How the whole of Show of Shows relates to the sum of its parts will be up to each viewer to determine. With my tolerance for the archaic and my historical interest in even bad performances, I found the whole entertainingly alien in an acquired-taste way. Its utter lack of the sophistication that eventually defined the musical genre by excluding the revues worked slightly in its favor for me. And when Frank Fay was on stage/screen as master of ceremonies the movie actually seemed less archaic than it and the other revues are supposed to be.
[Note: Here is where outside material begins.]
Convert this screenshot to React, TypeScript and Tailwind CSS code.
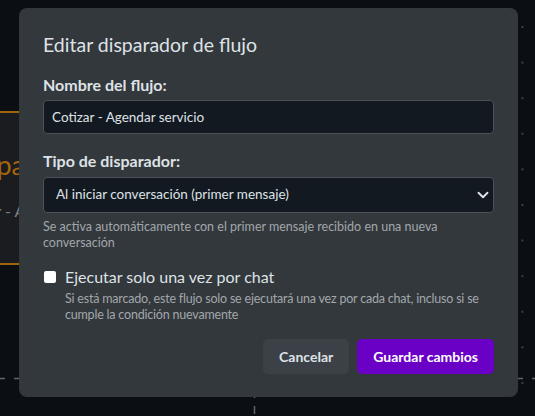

They seemed to become archaic instantly as talking pictures rapidly acquired sophistication and swiftness of speech, but something about Fay's clunky narcissism and his ball-busting interplay with such dubiously talented peers as Sid Silvers (offering to stand in for Jolson) seemed modern to me somehow. The era of sophistication that set the standards by which Show of Shows seemed hopelessly archaic is itself archaic now, like it or not. That should enable us to judge the revues by new standards. That doesn't mean they're good now, but just that we needn't take our fathers' judgment on our grandfathers' efforts as gospel anymore. It worked for Pre-Code cinema, after all. Maybe history will give the revues a second chance as well.